(EXERCISE DETAILS): Copy out all lines carrying the word "styles".

(SOURCE MATERIAL):
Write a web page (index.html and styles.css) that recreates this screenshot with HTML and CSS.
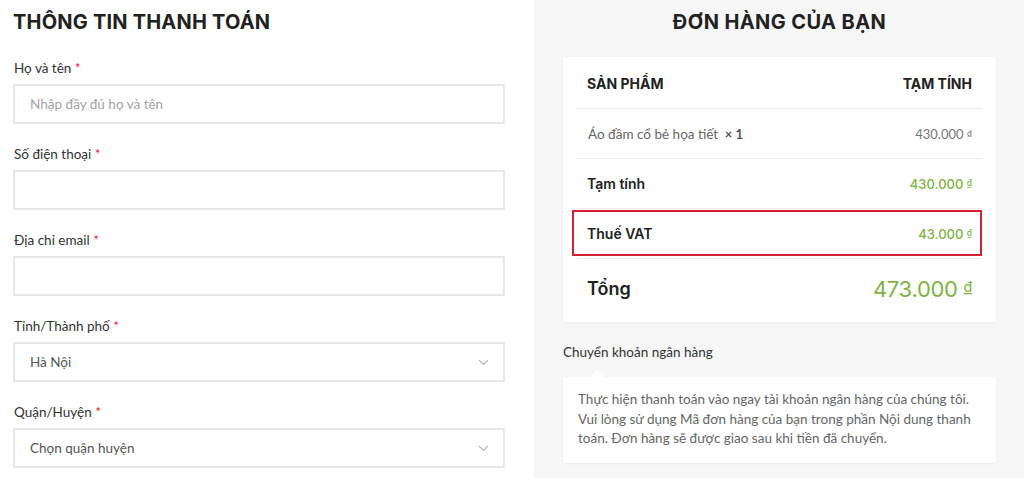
FILE: index.html
```html
<!DOCTYPE html>
<html lang="vi">
<head>
    <meta charset="UTF-8">
    <meta name="viewport" content="width=device-width, initial-scale=1.0">
    <title>Thanh toán</title>
    <link rel="stylesheet" href="styles.css">
</head>
<body>
    <div class="checkout">
        <form class="billing">
            <h2 class="title">THÔNG TIN THANH TOÁN</h2>

            <div class="field">
                <label for="name">Họ và tên <span class="req">*</span></label>
                <input type="text" id="name" placeholder="Nhập đầy đủ họ và tên">
            </div>
            <div class="field">
                <label for="phone">Số điện thoại <span class="req">*</span></label>
                <input type="text" id="phone">
            </div>
            <div class="field">
                <label for="email">Địa chỉ email <span class="req">*</span></label>
                <input type="text" id="email">
            </div>
            <div class="field">
                <label>Tỉnh/Thành phố <span class="req">*</span></label>
                <div class="select">
                    <span>Hà Nội</span>
                    <svg width="11" height="7" viewBox="0 0 11 7"><path d="M1 1l4.5 4.5L10 1" fill="none" stroke="#b5b5b5" stroke-width="1.2"/></svg>
                </div>
            </div>
            <div class="field">
                <label>Quận/Huyện <span class="req">*</span></label>
                <div class="select">
                    <span>Chọn quận huyện</span>
                    <svg width="11" height="7" viewBox="0 0 11 7"><path d="M1 1l4.5 4.5L10 1" fill="none" stroke="#b5b5b5" stroke-width="1.2"/></svg>
                </div>
            </div>
        </form>

        <div class="order">
            <h2 class="title center">ĐƠN HÀNG CỦA BẠN</h2>

            <div class="card">
                <div class="row head">
                    <span>SẢN PHẨM</span>
                    <span>TẠM TÍNH</span>
                </div>
                <div class="row item">
                    <span>Áo đầm cổ bẻ họa tiết <b>&nbsp;× 1</b></span>
                    <span class="price">430.000 <span class="cur">₫</span></span>
                </div>
                <div class="row sub">
                    <span>Tạm tính</span>
                    <span class="green">430.000 <span class="cur">₫</span></span>
                </div>
                <div class="row sub marked">
                    <span>Thuế VAT</span>
                    <span class="green">43.000 <span class="cur">₫</span></span>
                </div>
                <div class="row total">
                    <span>Tổng</span>
                    <span class="green">473.000 <span class="cur">₫</span></span>
                </div>
            </div>

            <div class="payment">
                <div class="pay-name">Chuyển khoản ngân hàng</div>
                <div class="pay-box">
                    Thực hiện thanh toán vào ngay tài khoản ngân hàng của chúng tôi. Vui lòng sử dụng Mã đơn hàng của bạn trong phần Nội dung thanh toán. Đơn hàng sẽ được giao sau khi tiền đã chuyển.
                </div>
            </div>
        </div>
    </div>
</body>
</html>
```

FILE: styles.css
```css
body { margin: 0; font-family: Lato, "Open Sans", sans-serif; font-size: 13.5px; color: #333; background: #fff; }
.checkout { display: grid; grid-template-columns: 534px 1fr; height: 478px; overflow: hidden; }

.title { font-family: Inter, "Liberation Sans", sans-serif; font-size: 20px; font-weight: 700; color: #222; margin: 9px 0 0; line-height: 26px; letter-spacing: 0.2px; }
.title.center { text-align: center; letter-spacing: 0.4px; }

.billing { padding: 0 29px 0 13px; }
.field { margin-top: 25px; }
.field + .field { margin-top: 22px; }
.field label { display: block; font-size: 13.5px; color: #333; line-height: 17px; margin-bottom: 7px; margin-left: 1px; }
.req { color: #e0243a; }
.field input, .select { box-sizing: border-box; width: 100%; height: 40px; border: 2px solid #e8e8e8; background: #fff; padding: 0 15px; font-family: Lato, sans-serif; font-size: 13.5px; color: #555; outline: none; }
.field input::placeholder { color: #a3a3a3; }
.select { display: flex; align-items: center; justify-content: space-between; color: #555; padding-right: 14px; }

.order { background: #f7f7f7; padding: 0 28px 0 29px; }
.card { background: #fff; margin-top: 22px; padding: 0 14px; box-shadow: 0 1px 3px rgba(0,0,0,0.05); }
.row { display: flex; justify-content: space-between; align-items: center; padding: 0 10px; border-bottom: 1px solid #ececec; position: relative; }
.row.head { height: 52px; padding-top: 2px; box-sizing: border-box; font-family: Inter, sans-serif; font-weight: 700; font-size: 14px; color: #222; }
.row.item { height: 49px; color: #666; font-size: 13.5px; padding-left: 11px; }
.row.item b { color: #555; font-weight: 700; font-size: 13px; }
.price { font-size: 13px; color: #777; }
.row.sub { height: 49px; font-family: Inter, sans-serif; font-weight: 600; font-size: 14px; color: #222; }
.row.total { height: 63px; padding-bottom: 4px; box-sizing: border-box; border-bottom: none; font-family: Inter, sans-serif; font-weight: 600; font-size: 18px; color: #222; }
.green { color: #7db443; font-family: Inter, sans-serif; font-size: 13px; font-weight: 500; }
.row.total .green { font-size: 22px; font-weight: 400; letter-spacing: -0.3px; }
.cur { font-size: 0.65em; text-decoration: underline; vertical-align: 0.35em; }
.marked::after { content: ""; position: absolute; left: -5px; right: 0; top: 1px; bottom: 2px; border: 2px solid #d4212f; }

.payment { margin-top: 22px; }
.pay-name { font-size: 13.5px; color: #333; line-height: 17px; }
.pay-box { position: relative; background: #fff; margin-top: 16px; padding: 13px 15px 14px; font-size: 13.5px; line-height: 19.5px; color: #666; box-shadow: 0 1px 3px rgba(0,0,0,0.04); }
.pay-box::before { content: ""; position: absolute; top: -7px; left: 27px; border: 7px solid transparent; border-top: none; border-bottom-color: #fff; }
```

(OUTPUT FOR THIS TASK):
Write a web page (index.html and styles.css) that recreates this screenshot with HTML and CSS.
    <link rel="stylesheet" href="styles.css">
FILE: styles.css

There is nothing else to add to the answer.